WHAT YOU HAVE TO DO:
Report each line of the data that has "components" somewhere in it.
#### DATA SEGMENT
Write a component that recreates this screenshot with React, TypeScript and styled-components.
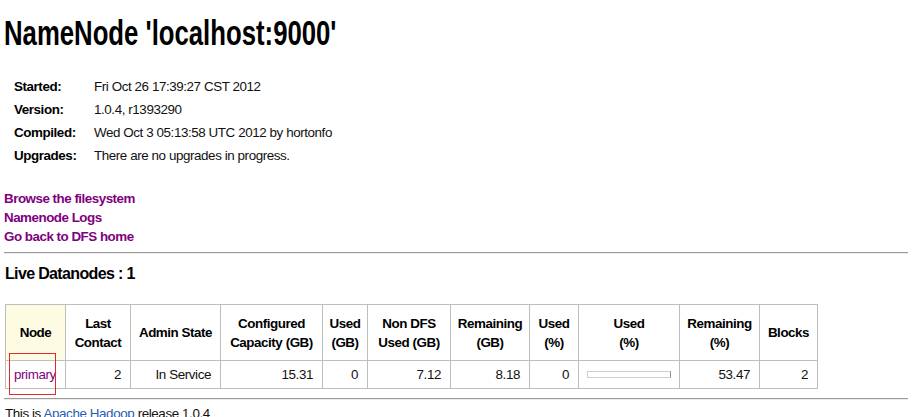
import React from "react";
import styled, { createGlobalStyle } from "styled-components";

const Global = createGlobalStyle`
  html, body { margin: 0; padding: 0; background: #fff; }
  body {
    font-family: "Liberation Sans", Arial, sans-serif;
    font-size: 13px;
    color: #111;
  }
`;

const Page = styled.div`
  width: 904px;
  padding: 0 0 0 4px;
`;

const Title = styled.h1`
  margin: 13px 0 0 0;
  font-size: 35px;
  line-height: 40px;
  font-weight: bold;
  color: #000;
  white-space: nowrap;
`;

const TitleText = styled.span`
  display: inline-block;
  transform: scaleX(0.735);
  transform-origin: left center;
`;

const InfoGrid = styled.div`
  margin: 22px 0 0 10px;
  display: grid;
  grid-template-columns: 80px auto;
  grid-auto-rows: 23px;
  align-items: center;
  font-size: 13.4px;
  letter-spacing: -0.42px;
  line-height: 15px;
`;

const InfoLabel = styled.div`
  font-weight: bold;
  color: #000;
`;

const InfoValue = styled.div`
  color: #111;
`;

const LinkList = styled.div`
  margin-top: 22px;
  display: flex;
  flex-direction: column;
`;

const NavLink = styled.a`
  display: block;
  font-weight: bold;
  font-size: 13.4px;
  line-height: 19px;
  color: #800080;
  text-decoration: none;
  letter-spacing: -0.5px;
`;

const Rule = styled.div<{ $top: number }>`
  margin-top: ${(p) => p.$top}px;
  border-top: 1px solid #9a9a9a;
  border-bottom: 1px solid #ececec;
`;

const Section = styled.h3`
  margin: 10px 0 0 1px;
  font-size: 16px;
  line-height: 19px;
  font-weight: bold;
  color: #000;
  letter-spacing: -0.65px;
`;

const Table = styled.table`
  margin: 21px 0 0 1px;
  border-collapse: collapse;
  table-layout: fixed;
  width: 812px;
  letter-spacing: -0.3px;
`;

const Th = styled.th<{ $sorted?: boolean }>`
  border: 1px solid #bdbdbd;
  height: 55px;
  padding: 0 5px;
  font-weight: bold;
  font-size: 13.4px;
  letter-spacing: -0.45px;
  text-align: center;
  line-height: 19px;
  color: #000;
  background: ${(p) => (p.$sorted ? "#fdfbe2" : "#fff")};
`;

const Td = styled.td<{ $align?: "left" | "right" | "center" }>`
  position: relative;
  border: 1px solid #bdbdbd;
  height: 27px;
  padding: 0 9px 0 8px;
  font-size: 13.4px;
  letter-spacing: -0.4px;
  text-align: ${(p) => p.$align ?? "right"};
  color: #111;
  line-height: 15px;
`;

const NodeLink = styled.a`
  color: #800080;
  text-decoration: none;
`;

const Annotation = styled.div`
  position: absolute;
  left: 3px;
  top: -8px;
  width: 45px;
  height: 40px;
  border: 1px solid #e3282c;
  pointer-events: none;
`;

const Bar = styled.div`
  width: 82px;
  height: 5px;
  border: 1px solid #cfcfcf;
  border-right-color: #8e8e8e;
  background: #fff;
`;

const Footer = styled.p`
  margin: 6px 0 0 1px;
  line-height: 15px;
  font-size: 13.4px;
  letter-spacing: -0.4px;
  color: #111;
`;

const FooterLink = styled.a`
  color: #2a5db0;
  text-decoration: none;
`;

const info: [string, string][] = [
  ["Started:", "Fri Oct 26 17:39:27 CST 2012"],
  ["Version:", "1.0.4, r1393290"],
  ["Compiled:", "Wed Oct 3 05:13:58 UTC 2012 by hortonfo"],
  ["Upgrades:", "There are no upgrades in progress."],
];

const cols = [60, 65, 90, 102, 45, 83, 79, 49, 101, 80, 58];

const headers: React.ReactNode[] = [
  "Node",
  <>Last<br />Contact</>,
  "Admin State",
  <>Configured<br />Capacity (GB)</>,
  <>Used<br />(GB)</>,
  <>Non DFS<br />Used (GB)</>,
  <>Remaining<br />(GB)</>,
  <>Used<br />(%)</>,
  <>Used<br />(%)</>,
  <>Remaining<br />(%)</>,
  "Blocks",
];

export default function App() {
  return (
    <Page>
      <Global />
      <Title>
        <TitleText>NameNode 'localhost:9000'</TitleText>
      </Title>
      <InfoGrid>
        {info.map(([k, v]) => (
          <React.Fragment key={k}>
            <InfoLabel>{k}</InfoLabel>
            <InfoValue>{v}</InfoValue>
          </React.Fragment>
        ))}
      </InfoGrid>
      <LinkList>
        <NavLink href="#">Browse the filesystem</NavLink>
        <NavLink href="#">Namenode Logs</NavLink>
        <NavLink href="#">Go back to DFS home</NavLink>
      </LinkList>
      <Rule $top={6} />
      <Section>Live Datanodes : 1</Section>
      <Table>
        <colgroup>
          {cols.map((w, i) => (
            <col key={i} style={{ width: w }} />
          ))}
        </colgroup>
        <thead>
          <tr>
            {headers.map((h, i) => (
              <Th key={i} $sorted={i === 0}>
                {h}
              </Th>
            ))}
          </tr>
        </thead>
        <tbody>
          <tr>
            <Td $align="left">
              <NodeLink href="#">primary</NodeLink>
              <Annotation />
            </Td>
            <Td>2</Td>
            <Td>In Service</Td>
            <Td>15.31</Td>
            <Td>0</Td>
            <Td>7.12</Td>
            <Td>8.18</Td>
            <Td>0</Td>
            <Td $align="left">
              <Bar />
            </Td>
            <Td>53.47</Td>
            <Td>2</Td>
          </tr>
        </tbody>
      </Table>
      <Rule $top={9} />
      <Footer>
        This is <FooterLink href="#">Apache Hadoop</FooterLink> release 1.0.4
      </Footer>
    </Page>
  );
}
########
EXERCISE OUTPUT:
Write a component that recreates this screenshot with React, TypeScript and styled-components.
import styled, { createGlobalStyle } from "styled-components";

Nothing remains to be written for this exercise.